On-node access to data
- direct access to primary memory
  - (AC) direct access to primary memory with L4 cache on NVM device
- no direct access to primary memory
  - access through CPU-accelerator sharing (e.g., Xeon to Knights Landing, CPU to GPU)
  - access through GPU-GPU sharing (NVLink)
  - access through data stored to local disk (on node), retrieved from local disk
NOT on-node access to data
- access via network transfer
  - central staging (i.e., single target node aggregates all the data)
  - distributed staging (e.g., n sim nodes transfer to 1 staging node)
Hybrid
- data reduction on-node; reduced intermediate results are processed somewhere else

Comments

Thoughts about the above:

(SDA) I'm thinking that we may want to separate the location of the data to be processed from how it's accessed since there may be more than one way to access data that resides somewhere. For example, saying that data lives on non-volatile memory attached to a node is a separate thing from saying that it's accessed as a local drive. Some NVM may be accessed through a separate API. Similarly, there is exploration of NVM attached to the interconnect fabric. Accessing that will be custom and should be discussed separately. Even further, sometimes data lives on a parallel file system, but that parallel file system (e.g., DDN) provides processors upon which data operations may be run. This is an even stranger type. Data location and data access are separate ideas.
(AB) should access via burst buffers or other file IO be considered for NOT on-node access
(GHW) I'd say burst buffer is NOT on-node access. Is BB covered by "local disk" or should it be a separate category?
- (SDA) If a burst buffer is directly attached to the node, then it should be considered on-node access, just as any other resource attached to the node is.
(VP) the Burst Buffer should normally part of specialized nodes that are not part of the compute nodes pool. Therefore it should not be considered part of the on-node case. Also there is a question regarding the practical availability (in terms of API) of the BB for computations. The vendors may make it available just for fast I/O even if they are capable of much more.
(CDH) Fuzzy Cases
- Memory Mapping - does it matter which file system, is memory mapping as a class not insitu?

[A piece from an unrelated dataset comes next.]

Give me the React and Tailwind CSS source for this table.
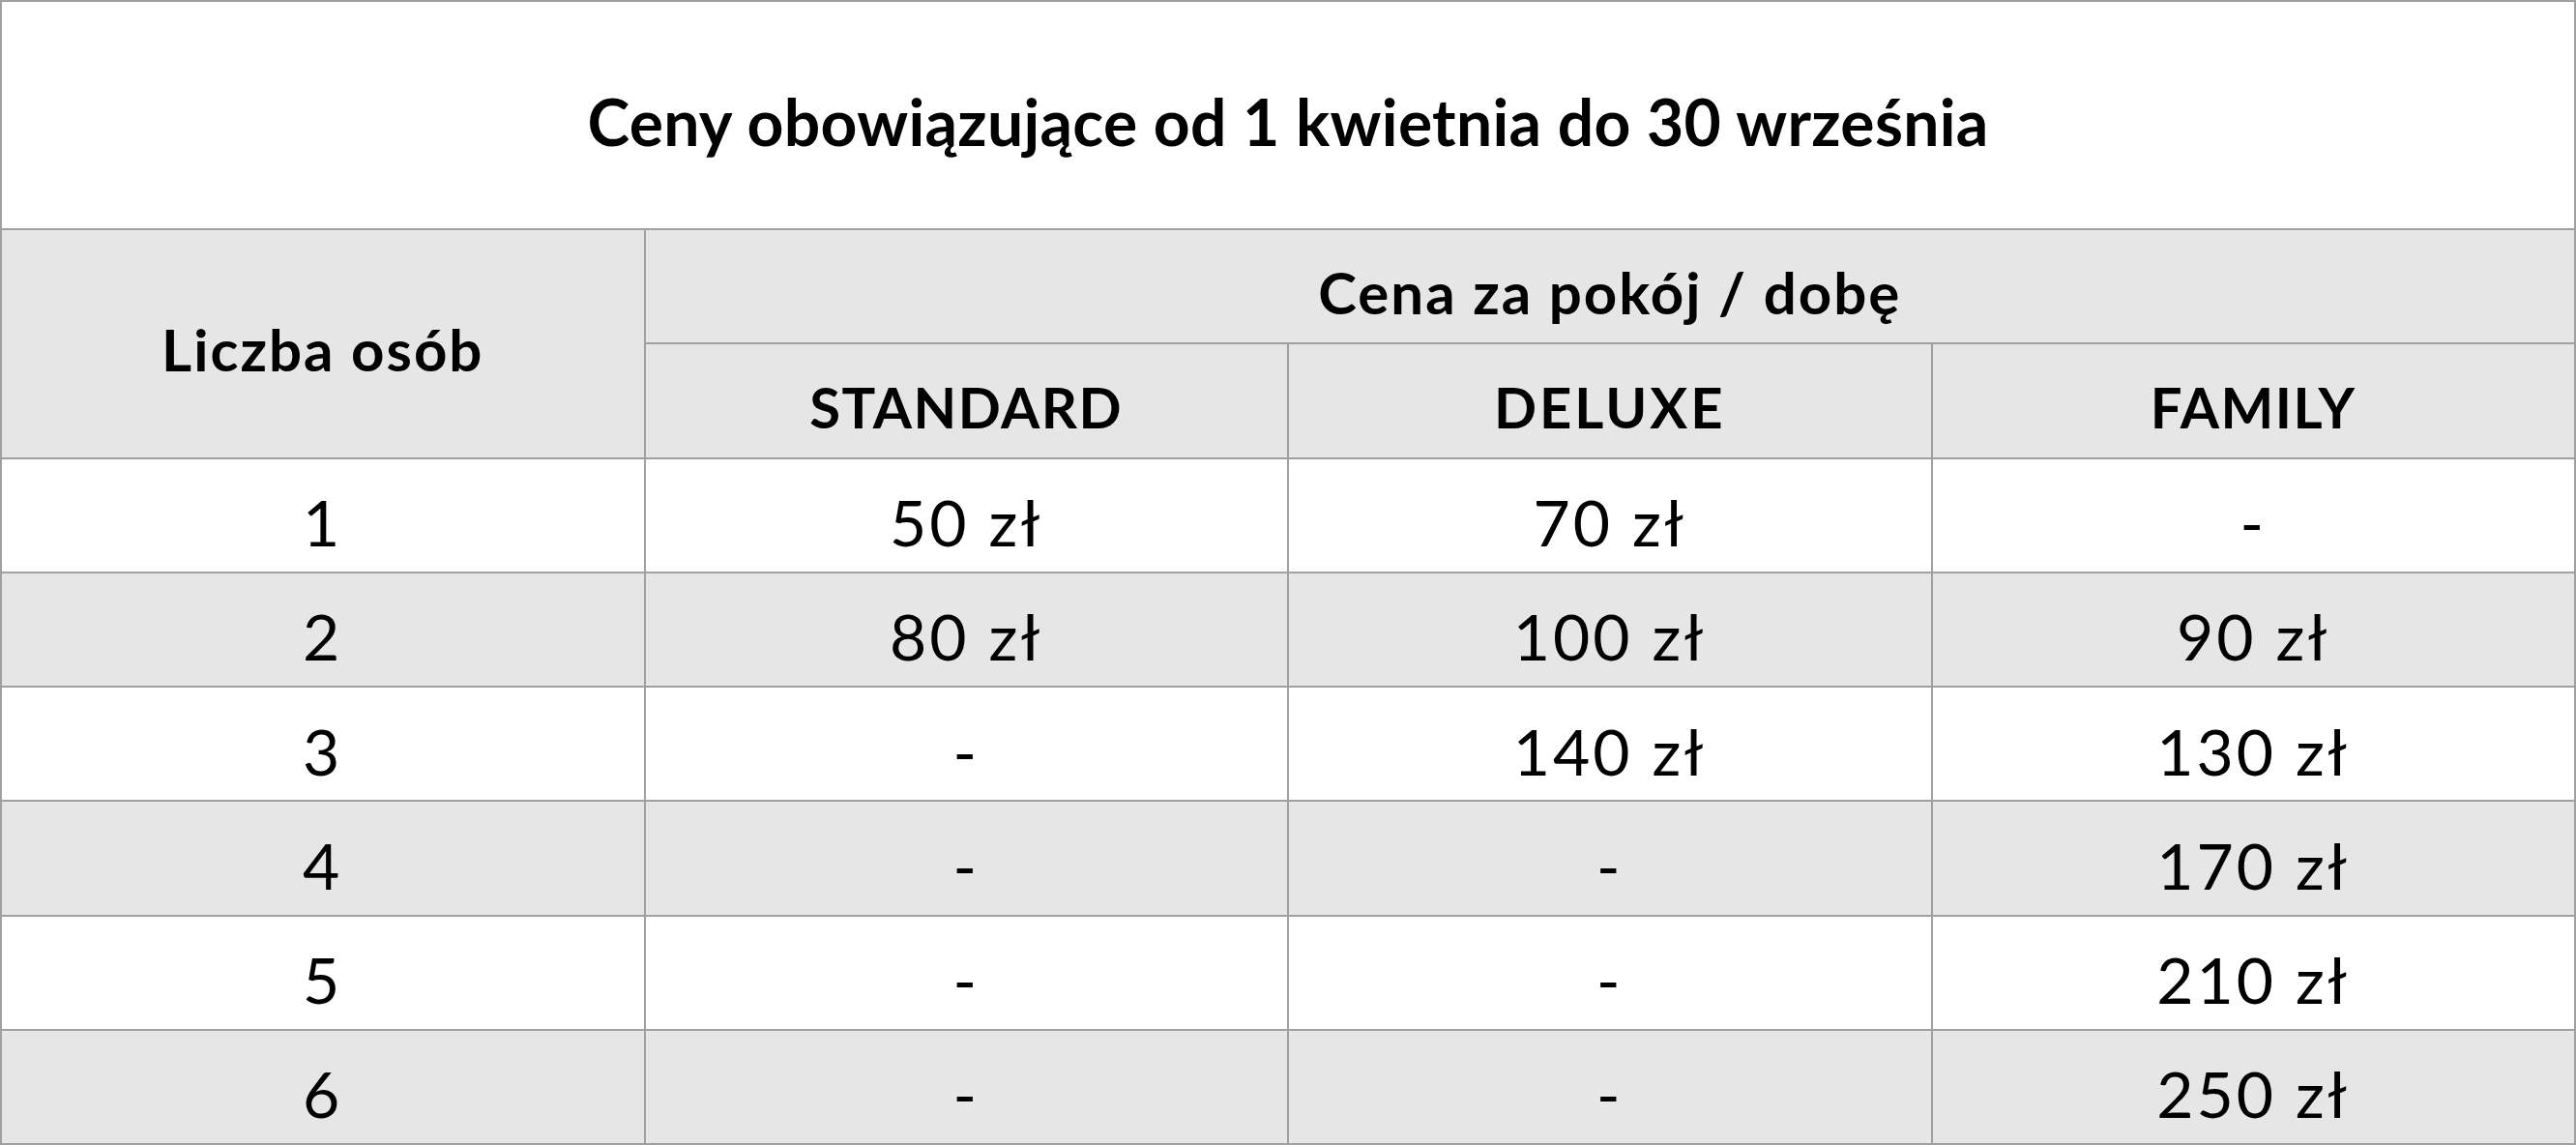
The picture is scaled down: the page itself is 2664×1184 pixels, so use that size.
import React from "react";

const rows = [
  ["1", "50 zł", "70 zł", "-"],
  ["2", "80 zł", "100 zł", "90 zł"],
  ["3", "-", "140 zł", "130 zł"],
  ["4", "-", "-", "170 zł"],
  ["5", "-", "-", "210 zł"],
  ["6", "-", "-", "250 zł"],
];

export default function App() {
  return (
    <div
      className="w-[2664px] h-[1184px] bg-white text-black border-t-2 border-l-2 border-[#a0a0a0] grid grid-cols-4 grid-rows-[236px_repeat(8,1fr)]"
      style={{ fontFamily: "Lato, 'Noto Sans', sans-serif" }}
    >
      <div className="col-span-4 border-r-2 border-b-2 border-[#a0a0a0] flex items-center justify-center pt-[12px] text-[66px] font-bold tracking-[0.3px]">
        Ceny obowiązujące od 1 kwietnia do 30 września
      </div>
      <div className="row-span-2 bg-[#e6e6e6] border-r-2 border-b-2 border-[#a0a0a0] flex items-center justify-center pt-[12px] text-[60px] font-bold tracking-[2px]">
        Liczba osób
      </div>
      <div className="col-span-3 bg-[#e6e6e6] border-r-2 border-b-2 border-[#a0a0a0] flex items-center justify-center pt-[12px] text-[60px] font-bold tracking-[2px]">
        Cena za pokój / dobę
      </div>
      {["STANDARD", "DELUXE", "FAMILY"].map((h) => (
        <div
          key={h}
          className={
            "bg-[#e6e6e6] border-r-2 border-b-2 border-[#a0a0a0] flex items-center justify-center pt-[12px] text-[58px] font-bold " +
            (h === "DELUXE" ? "tracking-[3px]" : "tracking-[1.5px]")
          }
        >
          {h}
        </div>
      ))}
      {rows.map((r, i) =>
        r.map((c, j) => (
          <div
            key={i + "-" + j}
            className={
              (i % 2 === 1 ? "bg-[#e6e6e6] " : "bg-white ") +
              "border-r-2 border-b-2 border-[#a0a0a0] flex items-center justify-center pt-[14px] text-[66px] font-normal tracking-[3px]"
            }
          >
            {c}
          </div>
        ))
      )}
    </div>
  );
}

(AK) -- I'd say it can be in situ; for example you can memory map from one process to another. In a sense that would still be "tightly-coupled" in situ, also.

Burst Buffers: As Andy notes, In some cases they are basically used as a parallel global file system. I am am not sure if "Burst Buffer" always indicates this form?
Does on-node shared memory (across processes) count as "direct access to primary memory", or not? Does a threading/ process model make a meaningful distinction, or is that another orthogonal choice?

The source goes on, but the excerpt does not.